By Emily Brower Auchard July 29, 2016

This time we hear from Holly Kylén, a financial advisor with Voya Financial Advisors in Lititz, Penn. Kylén relates when she realized she could help ease clients’ fears about retirement by having them “play retirement” — practicing living life on their projected income before they commit to retiring.

For many years I’ve received referrals from a therapist who works with couples who are under some kind of financial stress. At one point he referred a couple dealing with a tremendous amount of anxiety about transitioning to retirement. It was the first time I’d had a referral with this specific request --namely, that I tell a couple whether it was okay or not for them to retire.

As it turned out, working with this couple was a pivotal moment in my practice. It changed the way I do retirement planning. When the couple came in, the wife sat at my table with a box of tissues and bawled. She said she couldn’t imagine being able to live if her husband, who was the primary breadwinner, wasn’t earning an income anymore. The husband, on the other hand, wanted to stop work and was angry with his wife.

As I had done in the past with other clients, my first step involved asking them to collect a detailed picture of their spending over 30 days to get a handle on both base expenses as well as the cost of their lifestyle. I put that all on paper for them and then said, let’s pretend that you’ve retired and here’s your income and expenses. The wife looked at it and said it looked good on paper, but she didn’t feel confident about the numbers or the results.

We went round and round, crunching the numbers over and over again. Finally I stopped and thought to myself, “Stop the madness.” I stood up and looked at the wife and said, “You know what we’re going to do? We’re going to play retirement. You’re not going to actually retire, we’re just going to pretend you’re retired. Ok?”

Holly Kylen

The retirement budget had them planning to live off about 80% of their current income, so I told them we would take 20% of their monthly earnings and place it in a savings account. Then for 90 days, their assignment was to live off the remaining 80%. The wife calmed down and agreed to give it a try.

Ninety days later, they came in and all the tension between them had disappeared. Not only were they able to live quite comfortably on their retirement budget, they ended up only needing 70% of their income, meaning they were redirecting another 10% towards their savings. As a result of the trial run, they were both confident enough to set the husband’s retirement date and to continue the exercise for another three months. When we checked in two months later, the couple had already booked their first retirement vacation.

Their therapist called me to say he was amazed at the transition in the couple’s relationship and recommended that I take this same approach with every client nervous about retirement.
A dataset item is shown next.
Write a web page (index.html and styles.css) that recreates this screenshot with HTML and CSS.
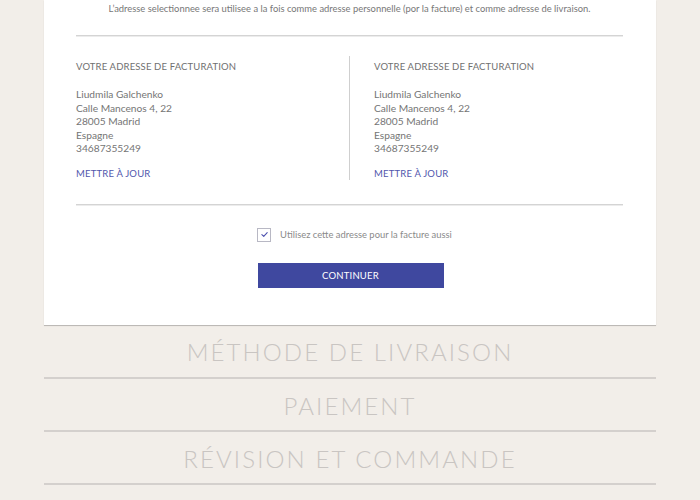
FILE: index.html
```html
<!DOCTYPE html>
<html lang="fr">
<head>
<meta charset="utf-8">
<title>Adresse</title>
<link rel="stylesheet" href="styles.css">
</head>
<body>
<div class="page">
  <section class="card">
    <p class="intro">L’adresse selectionnee sera utilisee a la fois comme adresse personnelle (por la facture) et comme adresse de livraison.</p>
    <div class="rule"></div>
    <div class="cols">
      <div class="col">
        <h3 class="col-title">VOTRE ADRESSE DE FACTURATION</h3>
        <address class="addr">
          <span>Liudmila Galchenko</span>
          <span>Calle Mancenos 4, 22</span>
          <span>28005 Madrid</span>
          <span>Espagne</span>
          <span>34687355249</span>
        </address>
        <a class="update" href="#">METTRE À JOUR</a>
      </div>
      <div class="col col-right">
        <h3 class="col-title">VOTRE ADRESSE DE FACTURATION</h3>
        <address class="addr">
          <span>Liudmila Galchenko</span>
          <span>Calle Mancenos 4, 22</span>
          <span>28005 Madrid</span>
          <span>Espagne</span>
          <span>34687355249</span>
        </address>
        <a class="update" href="#">METTRE À JOUR</a>
      </div>
    </div>
    <div class="rule rule-2"></div>
    <label class="check-row">
      <span class="box">
        <svg viewBox="0 0 12 12" width="9" height="9"><path d="M2.5 6.2 L5 8.6 L9.6 3.4" fill="none" stroke="#4b4fae" stroke-width="1.4" stroke-linecap="round" stroke-linejoin="round"/></svg>
      </span>
      <span class="check-label">Utilisez cette adresse pour la facture aussi</span>
    </label>
    <div class="btn-row">
      <button class="btn">CONTINUER</button>
    </div>
  </section>
  <div class="step">MÉTHODE DE LIVRAISON</div>
  <div class="step">PAIEMENT</div>
  <div class="step">RÉVISION ET COMMANDE</div>
</div>
</body>
</html>
```
FILE: styles.css
```css
html, body {
  margin: 0;
  padding: 0;
  background: #f2eee9;
  font-family: Lato, "Open Sans", sans-serif;
}
.page {
  margin: 0 44px;
}
.card {
  background: #fff;
  padding: 3px 33px 37px 32px;
  box-shadow: 0 1px 1px rgba(0,0,0,0.12), 0 1px 0 #d6d3d0;
}
.intro {
  margin: 0;
  text-align: center;
  font-size: 9.4px;
  line-height: 12px;
  color: #777;
}
.rule {
  margin-top: 20px;
  height: 1px;
  background: #d4d4d4;
  border-bottom: 1px solid #ececec;
}
.cols {
  display: grid;
  grid-template-columns: 273px 1fr;
  margin-top: 19px;
}
.col {
  display: flex;
  flex-direction: column;
  align-items: flex-start;
  padding-top: 2px;
}
.col-right {
  border-left: 1px solid #cfcfcf;
  padding-left: 24px;
}
.col-title {
  margin: 0;
  font-weight: 400;
  font-size: 9.5px;
  line-height: 18px;
  letter-spacing: 0.15px;
  color: #707070;
}
.addr {
  font-style: normal;
  margin-top: 12px;
  display: flex;
  flex-direction: column;
  font-size: 10.2px;
  line-height: 13.6px;
  color: #757575;
}
.update {
  margin-top: 12px;
  font-size: 9.5px;
  line-height: 12px;
  letter-spacing: 0.2px;
  color: #5156ad;
  text-decoration: none;
}
.rule-2 {
  margin-top: 24px;
}
.check-row {
  display: flex;
  align-items: center;
  justify-content: center;
  gap: 9px;
  margin-top: 22px;
  padding-left: 10px;
}
.box {
  width: 12px;
  height: 12px;
  border: 1px solid #b8b8c4;
  display: flex;
  align-items: center;
  justify-content: center;
}
.check-label {
  font-size: 9.4px;
  color: #8a8a8a;
}
.btn-row {
  display: flex;
  justify-content: center;
  margin-top: 21px;
  padding-left: 2px;
}
.btn {
  width: 186px;
  height: 25px;
  border: none;
  background: #3f489f;
  color: #fff;
  font-family: Lato, sans-serif;
  font-size: 9.5px;
  letter-spacing: 0.2px;
  padding: 0;
}
.step {
  display: flex;
  align-items: center;
  justify-content: center;
  padding-top: 2px;
  box-sizing: border-box;
  height: 54px;
  border-bottom: 2px solid #d4d0cd;
  font-size: 24px;
  font-weight: 300;
  letter-spacing: 2.1px;
  color: #c9c5c2;
}
.step + .step {
  height: 53px;
}
```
As I’ve continued working with other clients to "play retirement," about 80% of the time they’re perfectly happy living off their projected incomes. The other 20% of the time, they decide it would be better to work a little longer or keep a part-time job to supplement their retirement income stream.

This is probably the simplest but the most powerful solution I ever had. It provides clients a way to make decisions about retirement based on concrete reality instead of guessing whether or not they are ready. It gets planning out of the textbook and into real life. Today, I have new clients come in asking to be set up to "play retirement."